When using a modal verb in the past tense, the correct auxiliary to use depends on the main verb that follows the modal verb. In general, both “essere” and “avere” can be used as auxiliary verbs with modal verbs in the passato prossimo.
The auxiliary verb used depends on the main verb that follows the modal verb.
If the main verb is transitive and takes a direct object, such as “mangiare” (to eat), the auxiliary verb used will be “avere”. If the main verb is intransitive and does not take a direct object, such as “andare” (to go), the auxiliary verb used will be “essere”.
If you want to say in Italian – I wanted to eat, you need to chose the correct auxiliary of the verb “mangiare = to eat“, which is avere.
So, I wanted to eat goes to “ho voluto mangiare”
However, if you wanted to say – I wanted to go, you’d need to choose the correct auxiliary of the verb “andare = to go“, which is essere.
- Sono voluta andare – I wanted to go
The same rule applies for dovere and potere, of course. For example:
- Ho dovuto preparare la cena – I had to prepare the dinner.
- Sono dovuta andare in aeroporto in autobus – I had to go to the airport by bus.
- Non ho potuto preparare la cena – I could not prepare dinner.
- Non sono potuta andare a pranzo – I could not go to the lunch.
In the above examples, “preparare” is transitive and thus uses “avere” as its auxiliary in the passato prossimo, while “andare” is intransitive and takes “essere” as its auxiliary in the passato prossimo.
Note that when the auxiliary verb preceding the modal verb is essere, the past participle of the modal verb agrees in gender and number with the subject of the sentence.
- Sono dovuta andare via – I had to leave (dovuta, feminine singular).

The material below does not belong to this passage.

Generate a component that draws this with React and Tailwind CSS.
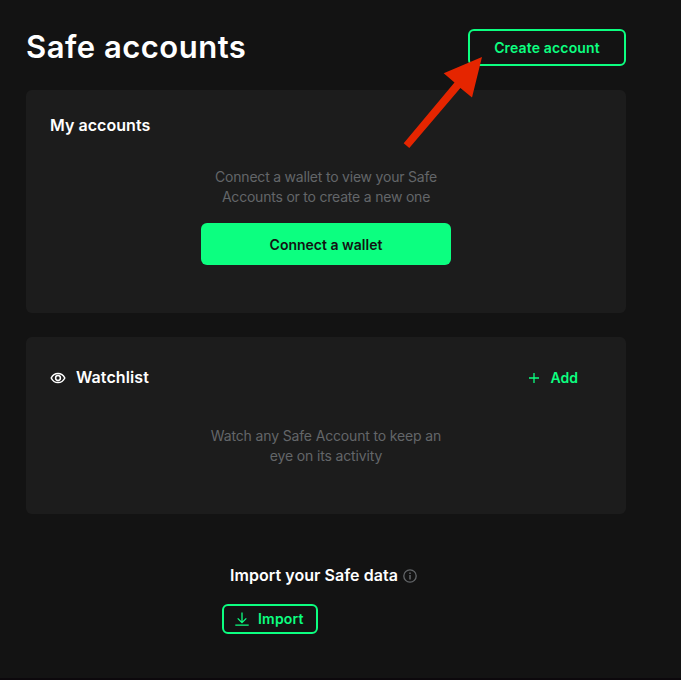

- Ci siamo alzati tardi – we got up late (alzati, masculine plural)
- Non siamo potuti venire – we could not come (potuti, masculine plural)

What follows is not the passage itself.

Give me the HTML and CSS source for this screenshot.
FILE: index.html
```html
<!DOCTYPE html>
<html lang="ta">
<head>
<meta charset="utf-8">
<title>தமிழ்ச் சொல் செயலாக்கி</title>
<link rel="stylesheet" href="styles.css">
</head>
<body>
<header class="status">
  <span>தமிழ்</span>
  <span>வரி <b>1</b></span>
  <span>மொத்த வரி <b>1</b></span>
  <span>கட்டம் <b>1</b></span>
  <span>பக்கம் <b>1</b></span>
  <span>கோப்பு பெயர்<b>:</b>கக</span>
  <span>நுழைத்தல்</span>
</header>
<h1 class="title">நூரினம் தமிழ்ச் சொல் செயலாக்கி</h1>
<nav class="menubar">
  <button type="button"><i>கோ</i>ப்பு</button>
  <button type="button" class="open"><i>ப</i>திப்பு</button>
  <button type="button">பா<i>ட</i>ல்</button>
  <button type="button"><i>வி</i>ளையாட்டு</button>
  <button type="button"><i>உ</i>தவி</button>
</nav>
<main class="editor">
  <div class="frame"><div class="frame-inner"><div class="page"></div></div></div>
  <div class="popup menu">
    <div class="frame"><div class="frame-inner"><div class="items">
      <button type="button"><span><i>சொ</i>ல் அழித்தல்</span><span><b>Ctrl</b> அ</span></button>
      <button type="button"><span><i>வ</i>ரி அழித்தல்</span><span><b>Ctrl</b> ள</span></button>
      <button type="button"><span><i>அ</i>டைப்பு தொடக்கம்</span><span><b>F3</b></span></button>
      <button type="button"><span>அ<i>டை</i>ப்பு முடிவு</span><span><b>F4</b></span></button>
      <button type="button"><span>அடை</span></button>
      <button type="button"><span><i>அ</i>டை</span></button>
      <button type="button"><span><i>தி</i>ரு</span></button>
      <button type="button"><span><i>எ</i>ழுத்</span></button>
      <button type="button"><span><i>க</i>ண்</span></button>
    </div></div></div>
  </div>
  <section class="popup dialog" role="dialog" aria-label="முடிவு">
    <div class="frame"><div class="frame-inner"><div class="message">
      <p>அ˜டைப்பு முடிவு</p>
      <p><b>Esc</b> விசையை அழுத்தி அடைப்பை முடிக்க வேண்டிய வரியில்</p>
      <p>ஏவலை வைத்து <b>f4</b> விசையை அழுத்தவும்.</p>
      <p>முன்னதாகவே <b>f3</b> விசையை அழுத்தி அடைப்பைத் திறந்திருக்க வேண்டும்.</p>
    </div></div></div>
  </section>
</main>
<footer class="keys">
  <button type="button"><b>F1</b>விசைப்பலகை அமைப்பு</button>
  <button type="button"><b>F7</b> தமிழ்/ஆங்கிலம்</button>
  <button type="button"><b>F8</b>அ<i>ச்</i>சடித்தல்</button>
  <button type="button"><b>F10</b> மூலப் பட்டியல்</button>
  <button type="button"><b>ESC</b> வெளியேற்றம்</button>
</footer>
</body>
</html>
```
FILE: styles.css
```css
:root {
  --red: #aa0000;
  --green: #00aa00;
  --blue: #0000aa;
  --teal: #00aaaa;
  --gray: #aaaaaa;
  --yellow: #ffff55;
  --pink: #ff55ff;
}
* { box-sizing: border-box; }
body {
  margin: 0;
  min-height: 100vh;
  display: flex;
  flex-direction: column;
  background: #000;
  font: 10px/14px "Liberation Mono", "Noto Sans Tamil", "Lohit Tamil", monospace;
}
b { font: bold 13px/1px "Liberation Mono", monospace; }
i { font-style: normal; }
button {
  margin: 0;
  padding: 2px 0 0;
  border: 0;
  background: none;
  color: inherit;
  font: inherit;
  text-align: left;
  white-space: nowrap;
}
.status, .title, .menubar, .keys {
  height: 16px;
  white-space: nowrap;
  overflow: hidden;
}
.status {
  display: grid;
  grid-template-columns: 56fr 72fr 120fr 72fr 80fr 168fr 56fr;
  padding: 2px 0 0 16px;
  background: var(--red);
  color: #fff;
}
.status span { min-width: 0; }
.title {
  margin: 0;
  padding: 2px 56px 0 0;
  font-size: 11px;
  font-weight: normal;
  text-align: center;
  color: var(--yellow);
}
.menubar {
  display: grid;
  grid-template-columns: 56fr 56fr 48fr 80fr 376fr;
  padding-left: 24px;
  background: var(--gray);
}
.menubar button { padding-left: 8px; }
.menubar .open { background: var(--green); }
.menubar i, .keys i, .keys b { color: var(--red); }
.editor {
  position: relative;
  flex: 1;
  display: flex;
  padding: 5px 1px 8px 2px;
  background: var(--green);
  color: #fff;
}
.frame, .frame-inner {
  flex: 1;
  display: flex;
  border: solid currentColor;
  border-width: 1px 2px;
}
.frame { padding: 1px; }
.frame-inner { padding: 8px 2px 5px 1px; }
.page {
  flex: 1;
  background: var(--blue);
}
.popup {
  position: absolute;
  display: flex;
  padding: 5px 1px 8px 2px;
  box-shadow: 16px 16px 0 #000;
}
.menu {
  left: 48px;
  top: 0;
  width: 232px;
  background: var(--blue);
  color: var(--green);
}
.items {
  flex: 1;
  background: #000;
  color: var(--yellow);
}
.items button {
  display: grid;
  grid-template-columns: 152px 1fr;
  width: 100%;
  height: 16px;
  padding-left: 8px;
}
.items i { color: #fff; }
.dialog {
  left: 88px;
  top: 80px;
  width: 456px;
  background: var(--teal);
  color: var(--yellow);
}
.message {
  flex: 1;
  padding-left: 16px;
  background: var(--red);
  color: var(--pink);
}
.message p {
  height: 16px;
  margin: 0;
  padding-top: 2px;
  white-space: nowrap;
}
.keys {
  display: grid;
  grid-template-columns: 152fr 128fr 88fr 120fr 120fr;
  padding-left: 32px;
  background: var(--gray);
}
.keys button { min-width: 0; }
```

How to Use the Modal Verbs with the Pronouns
- Voglio comprarlo – I want to buy it [pronoun attached onto the infinitive]
- Lo voglio comprare – I want to buy it [pronoun before the modal verb]
Both structures are interchangeable and commonly used in spoken Italian.
If you don’t understand well the idea of pronouns in Italian, I encourage you to visit this page: The Italian Direct Pronouns
There are three modal verbs in Italian.
They are volere, potere, and dovere. And we call them modal verbs to remind us that they are different from the majority of other verbs in Italian, because:
- they are irregular.
- they are always followed by an infinitive verb.
- they can use both essere and avere as auxiliaries in compound tenses, like the passato prossimo
- when they come in conjunction with a pronoun, the pronoun can either precede the modal verb or be joined onto the end of the infinite that follow the modal verb.
The imperfetto of modals verbs
If this is easy for you, you might be interested in learning about the difference of usage of the modal verbs between the passato prossimo and the imperfetto.
What’s The Difference Between “Dovevo & Ho Dovuto?”
July 1, 2020 @ 6:40 am
Hello! Can you give some reasons and examples of why one would use the imperfetto or the passato prossimo for modal verbs?
July 1, 2020 @ 1:18 pm
Ciao Patricia – I was planning to write about this interesting point this week – I am glad you anticipated me. Let me give you a couple of examples…
+ Ieri dovevo fare una chiamata…(maybe I made a phone call, maybe not)
+ Ieri ho dovuto fare una chiamata …(I made a phone call)
The imperfect tense with modal verbs tells us we don’t know whether the actual action happened or not.
The passato prossimo tells us the action did happen.
July 2, 2020 @ 6:06 am
Ciao Serena, Grazie! Questa spiegazione è molto utile. Non vedo l’ora per la tua nuova posting!
August 30, 2020 @ 11:19 pm
I understand “non siamo potuti venire” but how is “ non potremmo venire” used ?
September 8, 2020 @ 8:39 pm
non potremmo venire = we wouldn’t be able to come
potremmo (simple conditional of “potere”)
Happy to help!
December 4, 2020 @ 6:02 pm
The explanation is very good. It helps a lot. I would be grateful if you explain in few sentences the modals with Gerundio. For Example: Vedendo quel film, mi sono messa a piangere:
My question: Why this verb (vedendo) indicates Modal?
January 11, 2021 @ 11:06 am
From your above explanation, you say:-
Sono voluta uscire – I wanted to leave
If you wanted to say – voglio mangiare – in the past, the result would be:
Ho dovuto mangiare – I wanted to eat
Why is ‘ho dovuto mangiare’ = I wanted to eat
why is not ‘I need/must eat’?
March 13, 2023 @ 3:24 pm
Well done! This topic is much clearer to me after reading this. If your other posts are this helpful, you’ve gained a new follower! (And maybe in a couple of months I’ll be able to write this response in Italian.) 🙂
March 13, 2023 @ 5:27 pm
Grazie! Se segui (un po’) i miei consigli, sono sicura che comincerai a scrivere in italiano presto.